The Ohio Manufacturers’ Association and JobsOhio have asked Ohio lawmakers to fund CHIPS.

Brandon Simmons, REDI Cincinnati’s vice president of project management, expects Intel’s presence in Columbus to affect job growth elsewhere in Ohio with 140-plus suppliers, including more than 40 in the Cincinnati area.

“We are expecting expansions of their supply chain,” Simmons said recently. “What we’ve been told is that they’re all likely to expand to meet the demand.”

But there has been opposition, to the form if not the substance of the bill.

“The problem with the bill is it’s all talk and no action,” U.S. Rep. Steve Chabot, R-Cincinnati, said in a February hearing.

He said two-thirds of the bill’s provisions are “findings, senses of Congress, policy statements and other nonbinding filler.”

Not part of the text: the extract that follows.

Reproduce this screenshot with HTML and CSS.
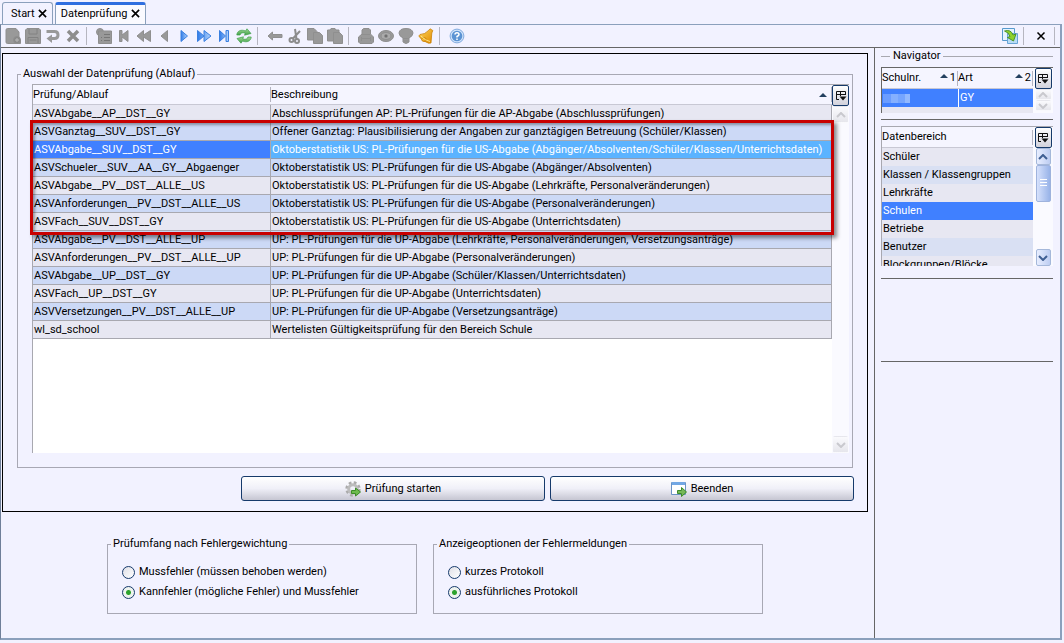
FILE: index.html
```html
<!DOCTYPE html>
<html lang="de">
<head>
<meta charset="utf-8">
<title>Datenprüfung</title>
<link rel="stylesheet" href="styles.css">
</head>
<body>
<svg class="defs" aria-hidden="true">
  <defs>
    <linearGradient id="blue" x1="0" y1="0" x2="1" y2="0"><stop offset="0" stop-color="#2f7be8"/><stop offset="1" stop-color="#b4d4fc"/></linearGradient>
    <linearGradient id="gold" x1="0" y1="0" x2="1" y2="1"><stop offset="0" stop-color="#ffd65a"/><stop offset="1" stop-color="#e08a00"/></linearGradient>
    <linearGradient id="green" x1="0" y1="0" x2="0" y2="1"><stop offset="0" stop-color="#a4dc98"/><stop offset="1" stop-color="#3f9f45"/></linearGradient>
    <symbol id="columns" viewBox="0 0 12 12"><path d="M1.500 9.500V1.500H10.500V5M1.500 4.500H10.500M5.500 1.500V6M1.500 9.500H4" fill="none" stroke="#111"/><path d="M4.500 6.500H11.500L8 10.500Z" fill="#111"/></symbol>
    <symbol id="up" viewBox="0 0 10 6"><path d="M1 5L5 1L9 5" fill="none" stroke="currentColor" stroke-width="2"/></symbol>
    <symbol id="down" viewBox="0 0 10 6"><path d="M1 1L5 5L9 1" fill="none" stroke="currentColor" stroke-width="2"/></symbol>
    <symbol id="sort" viewBox="0 0 8 4"><path d="M0 4L4 0L8 4Z" fill="#23405f"/></symbol>
    <symbol id="close" viewBox="0 0 10 10"><path d="M1 1L9 9M9 1L1 9" stroke="#000" stroke-width="1.800"/></symbol>
  </defs>
</svg>
<div class="window">
  <nav class="tabs">
    <button class="tab">Start <svg class="x"><use href="#close"/></svg></button>
    <button class="tab active">Datenprüfung <svg class="x"><use href="#close"/></svg></button>
  </nav>
  <div class="frame">
    <div class="toolbar">
      <button class="tool" aria-label="Neu"><svg viewBox="0 0 16 16" class="gray"><path d="M1 2Q1 .5 2.500 .5H11L14 4V11L15.500 12V15.500H2.500Q1 15.500 1 14Z"/><circle cx="12" cy="12" r="3.500" fill="#888"/><path d="M12 10V14M10 12H14" stroke="#b8b8b8"/></svg></button>
      <button class="tool" aria-label="Speichern"><svg viewBox="0 0 16 16" class="gray"><path d="M.5 2L2 .5H14L15.500 2V15.500H.5Z"/><path d="M4 1V6H12V1M3 15V9.500H13V15M4.500 12H11.500" fill="none" stroke="#828282"/></svg></button>
      <button class="tool" aria-label="Rückgängig"><svg viewBox="0 0 16 16"><path d="M1.500 3.500H9.500Q13 3.500 13 7Q13 10.500 9.500 10.500H6" fill="none" stroke="#999" stroke-width="3"/><path d="M7 6.500V15L1.500 10.500Z" fill="#999"/></svg></button>
      <button class="tool" aria-label="Löschen"><svg viewBox="0 0 16 16"><path d="M3 3L13 13M13 3L3 13" stroke="#8d8d8d" stroke-width="3.500"/></svg></button>
      <i class="sep"></i>
      <button class="tool" aria-label="Tabelle"><svg viewBox="0 0 16 16" class="gray"><circle cx="4" cy="4" r="3.500"/><path d="M2.500 3H15.500V15.500H2.500Z"/><path d="M8 6.500H14M8 9.500H14M8 12.500H14M5 9.500H6M5 12.500H6" stroke="#777"/></svg></button>
      <button class="tool" aria-label="Erster"><svg viewBox="0 0 16 16" class="gray"><path d="M3.500 2.500H6V7L12 2.500V13.500L6 9V13.500H3.500Z"/></svg></button>
      <button class="tool" aria-label="Schnell zurück"><svg viewBox="0 0 16 16" class="gray"><path d="M7.500 2.500V7L14.500 2.500V13.500L7.500 9V13.500L1 8Z"/></svg></button>
      <button class="tool" aria-label="Zurück"><svg viewBox="0 0 16 16" class="gray"><path d="M11.500 2.500V13.500L5 8Z"/></svg></button>
      <button class="tool" aria-label="Vor"><svg viewBox="0 0 16 16" class="blue"><path d="M5 2.500V13.500L11.500 8Z"/></svg></button>
      <button class="tool" aria-label="Schnell vor"><svg viewBox="0 0 16 16" class="blue"><path d="M1.500 2.500V13.500L8 8ZM8 2.500V13.500L15 8Z"/></svg></button>
      <button class="tool" aria-label="Letzter"><svg viewBox="0 0 16 16" class="blue"><path d="M3.500 2.500V13.500L9.500 8ZM10 2.500H12.500V13.500H10Z"/></svg></button>
      <button class="tool" aria-label="Aktualisieren"><svg viewBox="0 0 16 16" fill="url(#green)" stroke="#3d9e49" stroke-width=".7"><path d="M.8 7C1 3 5 1 9.500 3L11 .8L15 5.500L8.500 7.200L9.300 5.200Q5 3.700 4 7Z"/><path d="M15.200 9C15 13 11 15 6.500 13L5 15.200L1 10.500L7.500 8.800L6.700 10.800Q11 12.300 12 9Z"/></svg></button>
      <i class="sep"></i>
      <button class="tool" aria-label="Zurück navigieren"><svg viewBox="0 0 16 16" class="gray"><path d="M5.500 4V6.500H15V9.500H5.500V12L1 8Z"/></svg></button>
      <button class="tool" aria-label="Ausschneiden"><svg viewBox="0 0 16 16" fill="none" stroke="#8c8c8c" stroke-width="2"><path d="M8 1L9.500 11M13 3L5.500 11"/><circle cx="4.500" cy="12" r="2"/><circle cx="10" cy="13" r="2"/></svg></button>
      <button class="tool" aria-label="Kopieren"><svg viewBox="0 0 16 16" class="gray"><path d="M.5 .5H7L10 3.500V12H.5Z"/><path d="M6.500 4.500H12.500L15.500 7.500V15.500H6.500Z"/></svg></button>
      <button class="tool" aria-label="Einfügen"><svg viewBox="0 0 16 16" class="gray"><path d="M.5 2H3L4 .5H8L9 2H12V13H.5Z"/><path d="M6.500 4.500H12.500L15.500 7.500V15.500H6.500Z"/></svg></button>
      <i class="sep"></i>
      <button class="tool" aria-label="Drucken"><svg viewBox="0 0 16 16" class="gray"><path d="M4 6V2L5.500 .5H11L12.500 2V6L15.500 9V14L14 15.500H2L.5 14V9Z"/><path d="M4 6.500H12M3.500 10.500H12.500M3.500 9V13M12.500 9V13"/></svg></button>
      <button class="tool" aria-label="Vorschau"><svg viewBox="0 0 16 16" class="gray"><ellipse cx="8" cy="8" rx="7.500" ry="5.500"/><ellipse cx="8" cy="8" rx="5" ry="3.500" fill="#aaa"/><circle cx="8" cy="8" r="1.500" fill="#666"/></svg></button>
      <button class="tool" aria-label="Hinweis"><svg viewBox="0 0 16 16" class="gray"><path d="M5 10Q1 8 1 5Q1.500 .5 8 .5T15 5Q15 8 11 10V14Q8 17 5 14Z"/><path d="M5 10.500H11M5.500 13H10.500"/></svg></button>
      <button class="tool" aria-label="Meldungen"><svg viewBox="0 0 16 16" fill="url(#gold)" stroke="#c98208" stroke-width=".8"><path d="M12 .8L14.800 2.500L13.800 5L13 15L10.500 15.200Q3 12.500 .8 8L2 6.500Q7 6.500 10.500 2.500Z"/><ellipse cx="6" cy="11.500" rx="2.300" ry="2"/><path d="M3 8Q7 12.500 12 13.500" fill="none" stroke="#fff0a0"/></svg></button>
      <i class="sep"></i>
      <button class="tool" aria-label="Hilfe"><svg viewBox="0 0 16 16"><circle cx="8" cy="8" r="6.900" fill="#cfe3fa" stroke="#83abdf"/><circle cx="8" cy="8" r="5.300" fill="#5b93d3"/><path d="M6 6.500Q6 4.700 8 4.700T10 6.500Q10 7.500 8 8.500V9.500M8 10.500V12" fill="none" stroke="#fff" stroke-width="1.500"/></svg></button>
      <span class="grow"></span>
      <button class="tool" aria-label="Ablösen"><svg viewBox="0 0 16 16"><path d="M.5 .5H12.500V12.500H.5Z" fill="#e5f3ff" stroke="#579acd"/><path d="M5.500 5.500H15.500V15.500H5.500Z" fill="#b9dcf5" stroke="#68a4d6"/><path d="M2.500 3Q9 1 11 7L14 6L11.500 13L5.500 9.500L8 8.500Q7 4.500 2.500 3Z" fill="#8fd12c" stroke="#3e8c1d" stroke-width=".9"/></svg></button>
      <i class="sep"></i>
      <button class="tool" aria-label="Schließen"><svg viewBox="0 0 16 16"><path d="M4.500 4.500L11.500 11.500M11.500 4.500L4.500 11.500" stroke="#000" stroke-width="1.500"/></svg></button>
      <i class="sep last"></i>
    </div>
    <div class="body">
      <main class="main">
        <section class="check">
          <fieldset class="group">
            <legend>Auswahl der Datenprüfung (Ablauf)</legend>
            <div class="grid">
              <table class="list">
                <colgroup><col class="name"><col></colgroup>
                <thead><tr><th>Prüfung/Ablauf</th><th><div class="head"><span>Beschreibung</span><svg class="sort"><use href="#sort"/></svg></div></th></tr></thead>
                <tbody>
                  <tr><td>ASVAbgabe__AP__DST__GY</td><td>Abschlussprüfungen AP: PL-Prüfungen für die AP-Abgabe (Abschlussprüfungen)</td></tr>
                  <tr><td>ASVGanztag__SUV__DST__GY</td><td>Offener Ganztag: Plausibilisierung der Angaben zur ganztägigen Betreuung (Schüler/Klassen)</td></tr>
                  <tr class="selected"><td>ASVAbgabe__SUV__DST__GY</td><td>Oktoberstatistik US: PL-Prüfungen für die US-Abgabe (Abgänger/Absolventen/Schüler/Klassen/Unterrichtsdaten)</td></tr>
                  <tr><td>ASVSchueler__SUV__AA__GY__Abgaenger</td><td>Oktoberstatistik US: PL-Prüfungen für die US-Abgabe (Abgänger/Absolventen)</td></tr>
                  <tr><td>ASVAbgabe__PV__DST__ALLE__US</td><td>Oktoberstatistik US: PL-Prüfungen für die US-Abgabe (Lehrkräfte, Personalveränderungen)</td></tr>
                  <tr><td>ASVAnforderungen__PV__DST__ALLE__US</td><td>Oktoberstatistik US: PL-Prüfungen für die US-Abgabe (Personalveränderungen)</td></tr>
                  <tr><td>ASVFach__SUV__DST__GY</td><td>Oktoberstatistik US: PL-Prüfungen für die US-Abgabe (Unterrichtsdaten)</td></tr>
                  <tr><td>ASVAbgabe__PV__DST__ALLE__UP</td><td>UP: PL-Prüfungen für die UP-Abgabe (Lehrkräfte, Personalveränderungen, Versetzungsanträge)</td></tr>
                  <tr><td>ASVAnforderungen__PV__DST__ALLE__UP</td><td>UP: PL-Prüfungen für die UP-Abgabe (Personalveränderungen)</td></tr>
                  <tr><td>ASVAbgabe__UP__DST__GY</td><td>UP: PL-Prüfungen für die UP-Abgabe (Schüler/Klassen/Unterrichtsdaten)</td></tr>
                  <tr><td>ASVFach__UP__DST__GY</td><td>UP: PL-Prüfungen für die UP-Abgabe (Unterrichtsdaten)</td></tr>
                  <tr><td>ASVVersetzungen__PV__DST__ALLE__UP</td><td>UP: PL-Prüfungen für die UP-Abgabe (Versetzungsanträge)</td></tr>
                  <tr><td>wl_sd_school</td><td>Wertelisten Gültigkeitsprüfung für den Bereich Schule</td></tr>
                </tbody>
              </table>
              <div class="side">
                <button class="config" aria-label="Spalten"><svg><use href="#columns"/></svg></button>
                <button class="arrow off" aria-label="Nach oben"><svg><use href="#up"/></svg></button>
                <span class="grow"></span>
                <button class="arrow off" aria-label="Nach unten"><svg><use href="#down"/></svg></button>
              </div>
              <div class="marker"></div>
            </div>
          </fieldset>
          <div class="actions">
            <button class="action"><svg viewBox="0 0 16 16"><circle cx="8" cy="8" r="6.200" fill="none" stroke="#aaa" stroke-width="3" stroke-dasharray="2.600 2.270"/><circle cx="8" cy="8" r="4.300" fill="none" stroke="#bcbcbc" stroke-width="3"/><path d="M6.500 9.500H10.500V7L15.500 11L10.500 15V12.500H6.500Z" fill="#6dbb4e" stroke="#3c8b29"/></svg>Prüfung starten</button>
            <button class="action"><svg viewBox="0 0 16 16"><path d="M.5 1.500H14.500V13.500H.5Z" fill="#fff" stroke="#6b93c5"/><path d="M1 1H14V4H1Z" fill="#72a7e4"/><path d="M6.500 9.500H10.500V6.500L15.500 11L10.500 15.500V12.500H6.500Z" fill="#76b858" stroke="#3c8b29"/></svg>Beenden</button>
          </div>
        </section>
        <div class="options">
          <fieldset class="group scope">
            <legend>Prüfumfang nach Fehlergewichtung</legend>
            <label><input type="radio" name="scope">Mussfehler (müssen behoben werden)</label>
            <label><input type="radio" name="scope" checked>Kannfehler (mögliche Fehler) und Mussfehler</label>
          </fieldset>
          <fieldset class="group display">
            <legend>Anzeigeoptionen der Fehlermeldungen</legend>
            <label><input type="radio" name="log">kurzes Protokoll</label>
            <label><input type="radio" name="log" checked>ausführliches Protokoll</label>
          </fieldset>
        </div>
      </main>
      <aside class="navigator">
        <h2><span>Navigator</span></h2>
        <div class="grid schools">
          <table class="list plain">
            <colgroup><col class="number"><col></colgroup>
            <thead><tr><th><div class="head"><span>Schulnr.</span><span><svg class="sort"><use href="#sort"/></svg>1</span></div></th><th><div class="head"><span>Art</span><span><svg class="sort"><use href="#sort"/></svg>2</span></div></th></tr></thead>
            <tbody><tr class="selected"><td><span class="masked"></span></td><td>GY</td></tr></tbody>
          </table>
          <div class="side">
            <button class="config" aria-label="Spalten"><svg><use href="#columns"/></svg></button>
            <button class="arrow off short" aria-label="Nach oben"><svg><use href="#up"/></svg></button>
            <button class="arrow off short" aria-label="Nach unten"><svg><use href="#down"/></svg></button>
          </div>
        </div>
        <div class="areas">
          <div class="grid">
            <table class="list plain">
              <thead><tr><th>Datenbereich</th></tr></thead>
              <tbody>
                <tr><td>Schüler</td></tr>
                <tr><td>Klassen / Klassengruppen</td></tr>
                <tr><td>Lehrkräfte</td></tr>
                <tr class="selected"><td>Schulen</td></tr>
                <tr><td>Betriebe</td></tr>
                <tr><td>Benutzer</td></tr>
                <tr><td>Blockgruppen/Blöcke</td></tr>
              </tbody>
            </table>
            <div class="side">
              <button class="config" aria-label="Spalten"><svg><use href="#columns"/></svg></button>
              <button class="arrow" aria-label="Nach oben"><svg><use href="#up"/></svg></button>
              <div class="thumb"></div>
              <span class="grow"></span>
              <button class="arrow" aria-label="Nach unten"><svg><use href="#down"/></svg></button>
            </div>
          </div>
        </div>
        <div class="empty"></div>
      </aside>
    </div>
  </div>
</div>
</body>
</html>
```

FILE: styles.css
```css
* { box-sizing: border-box; }

body {
  margin: 0;
  background: #f2f2ff;
  color: #000;
  font: 11px/16px Roboto, "Open Sans", sans-serif;
}

button {
  padding: 0;
  border: 0;
  background: none;
  color: inherit;
  font: inherit;
}

svg { flex: none; }
.defs { position: absolute; width: 0; height: 0; }
.grow { flex: 1; }

.window {
  display: flex;
  flex-direction: column;
  min-height: 100vh;
  padding: 2px 2px 3px 0;
}

/* Tabs */
.tabs {
  display: flex;
  align-items: flex-end;
  gap: 2px;
  height: 22px;
  padding-left: 2px;
}

.tab {
  display: flex;
  align-items: center;
  gap: 3px;
  height: 22px;
  padding: 0 5px 0 8px;
  border: 1px solid #8ba0bc;
  border-bottom: 0;
  border-radius: 3px 3px 0 0;
}

.tab.active {
  padding: 0 5px 2px;
  border-top: 3px solid #2f6fe0;
  background: #fafaff;
}

.x { width: 9px; height: 9px; }

/* Frame and toolbar */
.frame {
  display: flex;
  flex: 1;
  flex-direction: column;
  border: 1px solid #8ba0bc;
  border-left-color: #6f7f99;
  border-right-width: 2px;
  border-bottom-width: 2px;
}

.toolbar {
  display: flex;
  align-items: center;
  height: 22px;
  padding-left: 2px;
}

.tool {
  display: flex;
  align-items: center;
  justify-content: center;
  width: 20px;
  height: 20px;
}

.tool svg { width: 16px; height: 16px; }
.gray { fill: #999; stroke: #8f8f8f; stroke-width: 1; }
.blue { fill: url(#blue); stroke: #3b80e0; stroke-width: 1; }

.sep {
  width: 1px;
  height: 18px;
  margin: 0 7px 0 3px;
  background: #b6b6c0;
}
.sep.last { margin-right: 5px; }

.body {
  display: flex;
  flex: 1;
  gap: 6px;
  border-top: 1px solid #666;
  padding-left: 1px;
}

/* Main area */
.main {
  flex: 1;
  min-width: 0;
  padding-top: 5px;
}

.check {
  padding: 12px 13px 10px 14px;
  border: 1px solid #000;
}

.group {
  min-width: 0;
  margin: 0;
  border: 1px solid #a8a8b4;
}

.group legend { margin-left: -11px; padding: 0 2px; }
.check .group { margin-right: 1px; padding: 2px 3px 14px 14px; }

.grid {
  display: flex;
  position: relative;
  align-items: flex-start;
  border-top: 1px solid #a8a8b0;
  border-left: 1px solid #a8a8b0;
  background: #fff;
}

.check .grid { min-height: 369px; align-items: stretch; }
.check .list { align-self: flex-start; }

.list {
  flex: 1;
  width: 0;
  border-collapse: separate;
  border-spacing: 0;
  table-layout: fixed;
}

.name { width: 238px; }
.number { width: 76px; }

.list th, .list td {
  overflow: hidden;
  padding: 0 1px;
  font-weight: normal;
  text-align: left;
  white-space: nowrap;
}

.list th {
  height: 21px;
  padding: 0;
  border-bottom: 1px solid #c8c8d4;
  background: linear-gradient(#b4b4c0, #b4b4c0) right center / 1px 15px no-repeat #f5f5ff;
}
.check .list th { height: 20px; }

.list td {
  height: 18px;
  border-right: 1px solid #a8a8b0;
  border-bottom: 1px solid #a8a8b0;
  background: #e7e7f2;
  line-height: 16px;
}

.list tr:nth-child(even) td { background: #ccd9f6; }
.list .selected td { background: #4080ff; color: #fff; }
.list:not(.plain) .selected td + td { background: #5bb3ff; border-color: #8d9cb4; }
.plain td { border: 0; }
.list.plain tr:nth-child(even) td { background: #d9e0f3; }
.list.plain .selected:nth-child(n) td { background: #4080ff; }
.plain td + td { border-left: 1px solid #fff; }

.head {
  display: flex;
  align-items: center;
  justify-content: space-between;
}
.sort { width: 8px; height: 4px; margin-right: 2px; vertical-align: 3px; }
.head > .sort { margin-right: 5px; }
.plain .head { padding-right: 2px; }

.side {
  display: flex;
  flex-direction: column;
  align-items: center;
  width: 17px;
  background: #fafaff;
}

.config {
  display: flex;
  align-items: center;
  justify-content: center;
  width: 17px;
  height: 21px;
  flex: none;
  border: 1px solid #163a6b;
  border-radius: 2px;
  background: linear-gradient(#fff, #d2d2dc);
}
.config svg { width: 12px; height: 12px; }

.arrow {
  display: flex;
  align-items: center;
  justify-content: center;
  width: 15px;
  height: 17px;
  flex: none;
  border: 1px solid #a5b8da;
  border-radius: 2px;
  background: linear-gradient(90deg, #e8eeff, #bdcdf2);
  color: #3f5f93;
}
.arrow svg { width: 10px; height: 6px; }
.arrow.off { border-color: transparent; background: linear-gradient(#fafafd, #e6e6ec); color: #c9c9ce; }
.arrow.short { height: 11px; }

.thumb {
  width: 15px;
  height: 37px;
  border: 1px solid #9fb3dd;
  border-radius: 2px;
  background:
    repeating-linear-gradient(#fff 0 1px, transparent 1px 3px) center / 7px 9px no-repeat,
    linear-gradient(90deg, #d6e1fc, #98b3e8);
}

/* Highlight drawn over a range of rows */
.marker {
  position: absolute;
  top: 35px;
  right: 15px;
  left: -3px;
  height: 115px;
  border: 3px solid #c80000;
  box-shadow: 3px 3px 4px rgba(0, 0, 0, .45), inset 2px 2px 3px rgba(0, 0, 0, .35);
  pointer-events: none;
}

.actions {
  display: grid;
  grid-template-columns: 304px 304px;
  justify-content: end;
  gap: 5px;
  margin-top: 8px;
}

.action {
  display: flex;
  align-items: center;
  justify-content: center;
  gap: 4px;
  height: 25px;
  border: 1px solid #163a6b;
  border-radius: 3px;
  background: linear-gradient(#fff, #f0f0f8 50%, #c6c6d2);
}
.action svg { width: 16px; height: 16px; }

.options {
  display: flex;
  gap: 16px;
  margin-top: 24px;
  padding-left: 105px;
}

.options .group { padding: 10px 14px 11px; }
.scope { width: 310px; }
.display { width: 330px; }

.options label {
  display: flex;
  align-items: center;
  gap: 4px;
  height: 20px;
}

input[type="radio"] {
  appearance: none;
  width: 13px;
  height: 13px;
  margin: 0;
  border: 1px solid #163a6b;
  border-radius: 50%;
  background: linear-gradient(135deg, #dfdfe6, #fff);
}
input[type="radio"]:checked { background: radial-gradient(circle, #2da32d 0 2px, #eef3ee 3px); }

/* Navigator */
.navigator {
  width: 186px;
  padding: 0 7px 0 6px;
  border-left: 1px solid #666;
}

.navigator h2 {
  display: flex;
  align-items: center;
  gap: 3px;
  margin: 0;
  font: inherit;
}
.navigator h2::before, .navigator h2::after { content: ""; height: 1px; background: #a8a8b0; }
.navigator h2::before { width: 9px; }
.navigator h2::after { flex: 1; }

.navigator .side { width: 20px; }
.schools { height: 46px; margin-top: 3px; border-color: #666; background: #e7e7f2; }
.schools .side { align-self: stretch; }

.areas {
  margin-top: 6px;
  padding: 6px 0 12px;
  border-top: 1px solid #666;
  border-bottom: 1px solid #666;
}
.areas .grid { height: 140px; overflow: hidden; }
.areas .side { height: 139px; }
.empty { height: 83px; border-bottom: 1px solid #666; }

.masked {
  display: block;
  width: 27px;
  height: 9px;
  background: linear-gradient(90deg, #6b9dff 0 30%, #85b0ff 30% 55%, #75a5ff 55% 80%, #92b9ff 80%);
}
```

Said Chabot: “It mandates over 170 reports. Legislating more bureaucracy and paperwork at the State Department will accomplish little more than bringing a knife to a gun fight in the international arena.”

Beyond CHIPS, the bill could have have an impact on the Air Force Research Laboratory, which is headquartered at Wright-Patterson Air Force Base, Brown said. The senator believes facets of the legislation will lead to more research and development, giving AFRL and its business partners a potential shot in the arm.

But Brown also sees the industrial policy bills as a way to start to partially restore domestic manufacturing of semiconductors and more, helping to reverse what he called “chasing cheap labor around the globe.”

“That’s why we’re in this position,” Brown said. “That’s why 99% of LED lighting is made in China. It’s why over 90% of chips are made in mostly in East Asia. ... It’s why we had to stop assembly lines in auto and appliances and others, because we didn’t have the chips.”